__TASK TO COMPLETE__
Leave out the pictures and retype only the lines from the opening line to the line that holds "const DARK = '#404040';", both ends included.

◇ ◇ ◇ ◇ ◇

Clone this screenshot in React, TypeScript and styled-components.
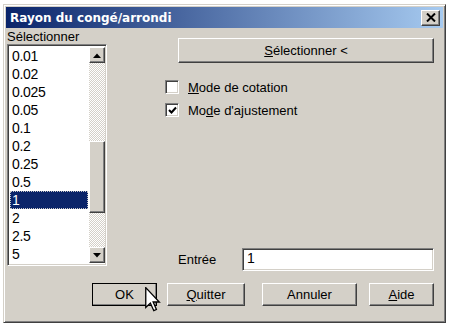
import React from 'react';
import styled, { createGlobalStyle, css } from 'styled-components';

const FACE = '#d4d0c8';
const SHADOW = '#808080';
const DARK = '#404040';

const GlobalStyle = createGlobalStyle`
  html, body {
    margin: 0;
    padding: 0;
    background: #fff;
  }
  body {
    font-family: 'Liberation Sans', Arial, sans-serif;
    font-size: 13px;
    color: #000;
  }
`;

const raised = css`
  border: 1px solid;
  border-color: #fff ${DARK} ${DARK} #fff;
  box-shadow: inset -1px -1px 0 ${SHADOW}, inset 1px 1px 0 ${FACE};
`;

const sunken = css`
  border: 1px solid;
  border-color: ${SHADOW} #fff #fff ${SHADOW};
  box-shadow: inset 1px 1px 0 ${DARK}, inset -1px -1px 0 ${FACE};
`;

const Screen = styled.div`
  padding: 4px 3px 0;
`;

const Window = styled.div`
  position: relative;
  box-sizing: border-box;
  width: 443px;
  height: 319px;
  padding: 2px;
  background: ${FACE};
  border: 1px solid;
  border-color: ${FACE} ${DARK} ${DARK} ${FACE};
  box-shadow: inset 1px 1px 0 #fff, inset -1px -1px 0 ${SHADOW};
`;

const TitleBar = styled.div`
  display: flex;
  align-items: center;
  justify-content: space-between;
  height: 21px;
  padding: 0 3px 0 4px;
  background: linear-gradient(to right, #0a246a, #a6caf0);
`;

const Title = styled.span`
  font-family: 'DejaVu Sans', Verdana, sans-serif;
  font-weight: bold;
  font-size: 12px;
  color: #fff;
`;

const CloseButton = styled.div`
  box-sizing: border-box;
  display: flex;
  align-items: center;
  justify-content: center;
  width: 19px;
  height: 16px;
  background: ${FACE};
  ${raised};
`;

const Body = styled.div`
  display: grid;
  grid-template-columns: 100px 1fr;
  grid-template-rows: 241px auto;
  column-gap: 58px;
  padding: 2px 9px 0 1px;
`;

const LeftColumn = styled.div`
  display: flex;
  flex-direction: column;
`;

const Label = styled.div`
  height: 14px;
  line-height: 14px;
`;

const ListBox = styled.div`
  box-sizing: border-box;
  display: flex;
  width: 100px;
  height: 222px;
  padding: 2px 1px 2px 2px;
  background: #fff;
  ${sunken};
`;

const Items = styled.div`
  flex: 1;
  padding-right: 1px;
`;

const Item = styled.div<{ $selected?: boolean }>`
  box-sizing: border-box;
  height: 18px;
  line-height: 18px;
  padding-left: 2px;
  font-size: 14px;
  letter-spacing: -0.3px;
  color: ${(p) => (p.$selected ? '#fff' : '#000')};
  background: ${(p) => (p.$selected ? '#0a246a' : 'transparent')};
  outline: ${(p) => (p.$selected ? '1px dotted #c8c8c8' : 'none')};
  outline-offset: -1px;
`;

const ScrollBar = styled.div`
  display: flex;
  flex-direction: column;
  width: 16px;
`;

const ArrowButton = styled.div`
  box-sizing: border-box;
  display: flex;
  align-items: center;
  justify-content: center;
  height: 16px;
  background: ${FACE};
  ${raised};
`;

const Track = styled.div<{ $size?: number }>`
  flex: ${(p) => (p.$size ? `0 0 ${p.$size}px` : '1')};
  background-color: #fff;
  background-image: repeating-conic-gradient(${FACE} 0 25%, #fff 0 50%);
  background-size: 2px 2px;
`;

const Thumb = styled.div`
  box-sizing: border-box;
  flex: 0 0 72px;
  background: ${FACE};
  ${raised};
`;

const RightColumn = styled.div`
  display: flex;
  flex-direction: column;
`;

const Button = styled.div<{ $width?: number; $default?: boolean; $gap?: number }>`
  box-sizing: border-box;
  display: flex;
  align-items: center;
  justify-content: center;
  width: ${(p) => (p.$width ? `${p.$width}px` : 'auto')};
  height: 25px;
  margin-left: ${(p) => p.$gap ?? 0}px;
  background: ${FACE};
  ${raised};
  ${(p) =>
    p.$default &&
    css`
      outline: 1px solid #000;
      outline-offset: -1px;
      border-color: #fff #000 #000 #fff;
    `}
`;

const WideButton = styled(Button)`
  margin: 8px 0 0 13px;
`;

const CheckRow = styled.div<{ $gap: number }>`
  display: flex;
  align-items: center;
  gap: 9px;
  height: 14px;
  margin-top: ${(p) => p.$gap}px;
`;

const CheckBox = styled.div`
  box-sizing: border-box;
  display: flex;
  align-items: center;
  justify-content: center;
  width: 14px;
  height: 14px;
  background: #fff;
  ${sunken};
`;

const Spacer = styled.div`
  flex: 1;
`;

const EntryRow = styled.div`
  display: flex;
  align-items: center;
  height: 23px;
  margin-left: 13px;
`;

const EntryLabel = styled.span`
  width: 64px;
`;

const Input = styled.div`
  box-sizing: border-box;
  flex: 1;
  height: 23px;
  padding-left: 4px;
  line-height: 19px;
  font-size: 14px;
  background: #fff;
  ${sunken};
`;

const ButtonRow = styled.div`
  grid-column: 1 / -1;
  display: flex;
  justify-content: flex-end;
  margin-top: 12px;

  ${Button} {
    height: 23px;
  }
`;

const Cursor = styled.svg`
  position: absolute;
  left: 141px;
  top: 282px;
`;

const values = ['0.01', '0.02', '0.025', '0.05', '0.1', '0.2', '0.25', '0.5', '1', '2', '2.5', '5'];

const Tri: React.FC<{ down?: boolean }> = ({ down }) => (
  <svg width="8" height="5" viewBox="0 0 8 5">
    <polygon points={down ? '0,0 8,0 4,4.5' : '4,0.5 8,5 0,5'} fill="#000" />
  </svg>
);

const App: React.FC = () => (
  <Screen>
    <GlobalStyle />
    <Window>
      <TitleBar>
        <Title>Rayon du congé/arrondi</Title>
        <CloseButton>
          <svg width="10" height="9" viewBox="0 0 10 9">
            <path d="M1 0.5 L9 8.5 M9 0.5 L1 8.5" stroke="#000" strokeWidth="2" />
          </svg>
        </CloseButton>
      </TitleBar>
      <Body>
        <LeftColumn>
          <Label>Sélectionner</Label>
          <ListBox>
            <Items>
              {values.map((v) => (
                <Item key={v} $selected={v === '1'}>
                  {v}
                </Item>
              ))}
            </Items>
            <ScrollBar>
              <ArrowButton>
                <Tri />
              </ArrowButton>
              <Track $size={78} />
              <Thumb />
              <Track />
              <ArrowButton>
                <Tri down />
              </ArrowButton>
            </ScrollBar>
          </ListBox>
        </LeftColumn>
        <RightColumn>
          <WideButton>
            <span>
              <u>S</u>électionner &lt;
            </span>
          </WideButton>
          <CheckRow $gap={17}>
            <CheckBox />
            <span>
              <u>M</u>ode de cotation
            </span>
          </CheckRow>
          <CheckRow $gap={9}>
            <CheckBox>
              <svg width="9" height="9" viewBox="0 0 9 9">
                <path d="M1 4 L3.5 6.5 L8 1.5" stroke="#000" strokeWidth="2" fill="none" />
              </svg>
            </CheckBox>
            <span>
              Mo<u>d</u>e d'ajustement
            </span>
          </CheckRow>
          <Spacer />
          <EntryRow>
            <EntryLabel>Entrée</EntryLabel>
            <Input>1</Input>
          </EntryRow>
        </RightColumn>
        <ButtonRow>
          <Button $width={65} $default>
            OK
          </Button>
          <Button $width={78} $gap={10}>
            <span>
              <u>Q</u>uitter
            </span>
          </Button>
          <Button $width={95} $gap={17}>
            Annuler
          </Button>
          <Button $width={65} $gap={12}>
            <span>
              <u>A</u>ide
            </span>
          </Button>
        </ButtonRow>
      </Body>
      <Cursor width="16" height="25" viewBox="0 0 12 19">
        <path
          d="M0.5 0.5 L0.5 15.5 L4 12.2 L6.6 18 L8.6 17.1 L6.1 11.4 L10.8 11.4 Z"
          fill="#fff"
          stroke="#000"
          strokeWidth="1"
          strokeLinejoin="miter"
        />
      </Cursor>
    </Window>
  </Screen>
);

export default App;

◇ ◇ ◇ ◇ ◇

__OUTPUT OF THE TASK__
Clone this screenshot in React, TypeScript and styled-components.
import React from 'react';
import styled, { createGlobalStyle, css } from 'styled-components';

const FACE = '#d4d0c8';
const SHADOW = '#808080';
const DARK = '#404040';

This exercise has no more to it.